The vertical–horizontal illusion is the tendency for observers to overestimate the length of a vertical line relative to a horizontal line of the same length. This involves a bisecting component that causes the bisecting line to appear longer than the line that is bisected. People often overestimate or underestimate the length of the bisecting line relative to the bisected line of the same length. This even happens if people are aware that the lines are of the same length.

Cross-cultural differences in susceptibility to the vertical–horizontal illusion have been noted. People from Western cultures and people living in urban landscapes show more susceptibility than those living in eastern or open landscapes.

==Types of vertical–horizontal illusions==
There are several different configurations of the vertical–horizontal illusion. The three configurations which seem to produce the highest illusion magnitude are the L configuration, the plus (+) configuration, and the inverted-T configuration. Of these three, the inverted-T configuration produces the highest illusion magnitude. When the bisecting line of the T illusion is configured horizontally, the illusion magnitude is lowered. However, when the bisecting line of the T illusion is configured vertically, the illusion magnitude is higher.

==Development==
A gradual decrease in error of vertical–horizontal illusions occur as participants age increases from eight to fourteen years. Gough and Meschieri attribute this decrease in error to the child's improved ability to detect and de-center their attention in a visual display, i.e. position their body differently to gain other perspectives. Children who showed greater personal independence, verbal articulation, and visual scanning ability were more effective and resourceful in their ability to gauge vertical–horizontal illusions.

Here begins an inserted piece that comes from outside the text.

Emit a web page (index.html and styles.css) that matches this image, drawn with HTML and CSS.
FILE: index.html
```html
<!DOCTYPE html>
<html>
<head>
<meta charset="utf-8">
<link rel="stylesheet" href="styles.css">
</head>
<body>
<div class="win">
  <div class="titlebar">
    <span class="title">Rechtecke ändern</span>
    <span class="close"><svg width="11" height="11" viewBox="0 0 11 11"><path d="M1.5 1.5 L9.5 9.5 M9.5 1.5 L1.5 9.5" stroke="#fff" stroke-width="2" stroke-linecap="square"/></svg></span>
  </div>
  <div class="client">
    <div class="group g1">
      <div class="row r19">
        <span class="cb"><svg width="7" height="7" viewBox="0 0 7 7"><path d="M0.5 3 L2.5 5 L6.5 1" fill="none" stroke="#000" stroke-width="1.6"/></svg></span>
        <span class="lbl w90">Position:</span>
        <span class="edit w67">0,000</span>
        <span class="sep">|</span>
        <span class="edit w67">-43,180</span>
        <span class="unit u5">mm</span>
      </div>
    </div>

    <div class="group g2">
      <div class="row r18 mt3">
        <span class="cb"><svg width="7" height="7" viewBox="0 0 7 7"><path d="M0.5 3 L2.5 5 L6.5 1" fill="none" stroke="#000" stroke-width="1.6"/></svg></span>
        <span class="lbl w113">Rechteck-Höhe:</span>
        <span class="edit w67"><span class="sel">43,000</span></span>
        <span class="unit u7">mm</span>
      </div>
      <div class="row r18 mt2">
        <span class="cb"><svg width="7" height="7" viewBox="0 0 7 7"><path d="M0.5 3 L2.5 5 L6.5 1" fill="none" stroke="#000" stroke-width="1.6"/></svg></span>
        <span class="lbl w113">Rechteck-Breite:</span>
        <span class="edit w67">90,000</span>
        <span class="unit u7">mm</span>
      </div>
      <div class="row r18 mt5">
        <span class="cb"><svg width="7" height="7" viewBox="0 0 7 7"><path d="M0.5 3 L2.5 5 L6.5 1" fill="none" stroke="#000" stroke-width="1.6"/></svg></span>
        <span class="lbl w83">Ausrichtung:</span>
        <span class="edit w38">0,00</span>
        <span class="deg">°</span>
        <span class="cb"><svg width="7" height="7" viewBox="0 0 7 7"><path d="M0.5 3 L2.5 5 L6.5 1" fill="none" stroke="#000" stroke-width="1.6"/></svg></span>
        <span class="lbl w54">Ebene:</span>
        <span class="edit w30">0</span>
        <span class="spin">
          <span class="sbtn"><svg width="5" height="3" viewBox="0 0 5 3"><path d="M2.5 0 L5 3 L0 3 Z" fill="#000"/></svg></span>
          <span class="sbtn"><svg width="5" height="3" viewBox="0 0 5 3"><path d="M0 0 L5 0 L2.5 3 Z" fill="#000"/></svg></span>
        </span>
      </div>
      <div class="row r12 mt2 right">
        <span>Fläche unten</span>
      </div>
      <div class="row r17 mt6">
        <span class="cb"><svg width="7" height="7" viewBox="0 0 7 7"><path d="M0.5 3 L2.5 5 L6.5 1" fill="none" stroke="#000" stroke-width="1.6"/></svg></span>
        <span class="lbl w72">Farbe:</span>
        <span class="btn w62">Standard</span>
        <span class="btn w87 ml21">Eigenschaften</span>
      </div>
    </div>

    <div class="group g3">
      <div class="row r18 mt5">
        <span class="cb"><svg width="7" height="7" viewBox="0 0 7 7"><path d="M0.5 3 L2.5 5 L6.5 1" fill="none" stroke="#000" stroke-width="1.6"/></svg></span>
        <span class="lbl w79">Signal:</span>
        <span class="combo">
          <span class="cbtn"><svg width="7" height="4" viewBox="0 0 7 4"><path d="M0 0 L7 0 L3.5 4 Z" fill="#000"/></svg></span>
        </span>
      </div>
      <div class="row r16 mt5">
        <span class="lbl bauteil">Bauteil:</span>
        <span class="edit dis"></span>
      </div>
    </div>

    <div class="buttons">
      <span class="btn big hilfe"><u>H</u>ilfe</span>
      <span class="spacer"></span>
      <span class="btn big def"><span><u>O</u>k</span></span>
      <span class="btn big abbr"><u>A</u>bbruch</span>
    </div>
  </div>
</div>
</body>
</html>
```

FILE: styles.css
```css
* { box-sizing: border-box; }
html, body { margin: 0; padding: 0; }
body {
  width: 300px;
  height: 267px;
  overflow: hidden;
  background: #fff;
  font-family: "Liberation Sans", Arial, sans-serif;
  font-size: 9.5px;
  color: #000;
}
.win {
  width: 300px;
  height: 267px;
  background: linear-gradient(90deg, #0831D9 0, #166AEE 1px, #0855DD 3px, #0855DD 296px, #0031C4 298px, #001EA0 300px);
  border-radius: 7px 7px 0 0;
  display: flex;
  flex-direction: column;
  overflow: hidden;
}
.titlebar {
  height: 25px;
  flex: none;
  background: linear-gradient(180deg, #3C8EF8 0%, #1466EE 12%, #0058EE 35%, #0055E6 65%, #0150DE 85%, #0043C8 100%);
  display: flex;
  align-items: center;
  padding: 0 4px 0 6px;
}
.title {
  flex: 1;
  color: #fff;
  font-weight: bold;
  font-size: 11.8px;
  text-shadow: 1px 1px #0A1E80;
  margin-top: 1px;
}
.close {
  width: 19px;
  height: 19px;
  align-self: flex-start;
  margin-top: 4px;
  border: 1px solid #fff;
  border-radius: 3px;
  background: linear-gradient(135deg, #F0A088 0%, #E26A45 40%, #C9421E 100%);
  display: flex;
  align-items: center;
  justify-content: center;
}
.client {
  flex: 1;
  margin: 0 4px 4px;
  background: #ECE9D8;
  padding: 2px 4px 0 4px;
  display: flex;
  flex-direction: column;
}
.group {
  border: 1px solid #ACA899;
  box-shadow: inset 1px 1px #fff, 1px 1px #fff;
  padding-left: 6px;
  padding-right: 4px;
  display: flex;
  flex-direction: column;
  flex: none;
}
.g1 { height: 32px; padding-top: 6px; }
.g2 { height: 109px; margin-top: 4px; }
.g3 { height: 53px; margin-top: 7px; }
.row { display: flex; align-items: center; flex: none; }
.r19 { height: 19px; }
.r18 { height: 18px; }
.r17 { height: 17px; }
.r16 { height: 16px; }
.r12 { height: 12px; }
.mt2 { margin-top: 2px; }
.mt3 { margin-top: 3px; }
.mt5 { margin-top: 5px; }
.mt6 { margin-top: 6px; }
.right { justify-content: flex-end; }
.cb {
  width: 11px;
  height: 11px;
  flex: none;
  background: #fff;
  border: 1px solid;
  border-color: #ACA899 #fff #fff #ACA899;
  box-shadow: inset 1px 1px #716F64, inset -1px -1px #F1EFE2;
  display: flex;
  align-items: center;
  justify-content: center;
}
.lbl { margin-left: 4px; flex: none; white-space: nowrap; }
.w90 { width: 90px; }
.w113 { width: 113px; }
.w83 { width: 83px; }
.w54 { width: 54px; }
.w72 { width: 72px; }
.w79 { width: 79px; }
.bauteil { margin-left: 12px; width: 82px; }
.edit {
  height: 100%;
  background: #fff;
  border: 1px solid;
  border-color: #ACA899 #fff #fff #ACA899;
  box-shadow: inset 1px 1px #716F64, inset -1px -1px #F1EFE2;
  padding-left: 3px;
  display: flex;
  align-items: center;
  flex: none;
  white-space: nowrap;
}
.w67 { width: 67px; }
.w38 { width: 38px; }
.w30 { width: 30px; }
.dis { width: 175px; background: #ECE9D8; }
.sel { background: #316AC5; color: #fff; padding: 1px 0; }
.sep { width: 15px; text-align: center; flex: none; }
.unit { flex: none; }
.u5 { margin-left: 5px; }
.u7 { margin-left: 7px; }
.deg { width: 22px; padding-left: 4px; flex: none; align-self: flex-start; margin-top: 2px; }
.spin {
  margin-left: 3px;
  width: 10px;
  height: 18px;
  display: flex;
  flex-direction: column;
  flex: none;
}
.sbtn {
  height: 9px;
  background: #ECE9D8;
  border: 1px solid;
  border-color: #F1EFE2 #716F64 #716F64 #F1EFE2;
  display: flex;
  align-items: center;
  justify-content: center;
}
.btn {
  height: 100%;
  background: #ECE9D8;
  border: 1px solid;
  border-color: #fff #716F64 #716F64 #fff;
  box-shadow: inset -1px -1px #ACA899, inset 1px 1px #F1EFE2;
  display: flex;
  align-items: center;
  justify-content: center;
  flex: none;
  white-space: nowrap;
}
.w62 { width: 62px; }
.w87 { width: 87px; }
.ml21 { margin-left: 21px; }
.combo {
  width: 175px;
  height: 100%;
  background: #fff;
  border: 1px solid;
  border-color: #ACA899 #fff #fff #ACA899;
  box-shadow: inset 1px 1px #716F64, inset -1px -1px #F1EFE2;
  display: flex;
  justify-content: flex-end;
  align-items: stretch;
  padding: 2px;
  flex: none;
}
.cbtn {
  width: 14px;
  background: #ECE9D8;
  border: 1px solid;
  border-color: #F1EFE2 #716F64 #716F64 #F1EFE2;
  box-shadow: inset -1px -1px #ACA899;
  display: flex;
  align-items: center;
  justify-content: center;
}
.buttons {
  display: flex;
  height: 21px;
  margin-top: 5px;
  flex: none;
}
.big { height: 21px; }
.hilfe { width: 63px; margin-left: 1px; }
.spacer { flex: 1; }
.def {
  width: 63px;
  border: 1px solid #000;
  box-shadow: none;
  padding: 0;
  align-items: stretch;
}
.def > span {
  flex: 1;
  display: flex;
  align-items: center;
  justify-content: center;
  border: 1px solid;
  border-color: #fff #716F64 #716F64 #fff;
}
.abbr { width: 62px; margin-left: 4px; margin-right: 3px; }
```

==Cross-cultural differences==
Cross-cultural differences in susceptibility to the vertical–horizontal illusion have been noted in several studies. People living in developed urban cities show greater susceptibility than people living in rural areas. An explanation could be that those in rural areas are more accustomed to living in round houses on flat plains, or scrubland. Rural inhabitants have more exposure to distance and living on plains than people living in highly developed, commercialized cultures. However, differences in the strength of the vertical-horizontal illusion or the related Müller-Lyer illusion for these groups are inconsistent at best.

==Hemispheric neglect==
Participants with hemispatial neglect had increased difficulty perceiving the equality of the lines on the vertical–horizontal illusion, in comparison with those in the control group. Montalembert's study, among others, gives claim to the notion that we perceive these types of illusions utilizing the left hemisphere of our brain.

==Gender differences==
Gender differences have been found with regards to vertical–horizontal illusions. Rasmjou's 1998 study found men to outperform women in perceiving the vertical–horizontal illusion. The results of this variation could be from hemispheric asymmetries, and/or biological differences between men's and women's brains. Although women were found to have a higher illusion magnitude on vertical–horizontal illusion tasks, this does not mean men are better judges of distance than women, as there has been minimal research on this topic. Additional research is needed to draw a significant relationship between illusion magnitude and real-world tasks. These differences could also be due to social learning differences between men and women.

==Functional applications==
Functional applications of vertical–horizontal illusion exist. Elliot et al. studied the effects of the horizontal and vertical illusion, and how the perceived illusion can influence visuo-motor coordination, i.e. motor activity dependent on sight. The study specifically focused on how the perceived height of a step, manipulated by the vertical and horizontal illusion, influenced stepping strategy as shown in toe elevation during step clearance. Their results showed an increased toe elevation in conditions where an illusion was perceived, leading them to conclude that there was a correlation between visual illusion and visuo-motor coordination. This can be implemented in the real world by developing better safety strategies in places such as nursing homes.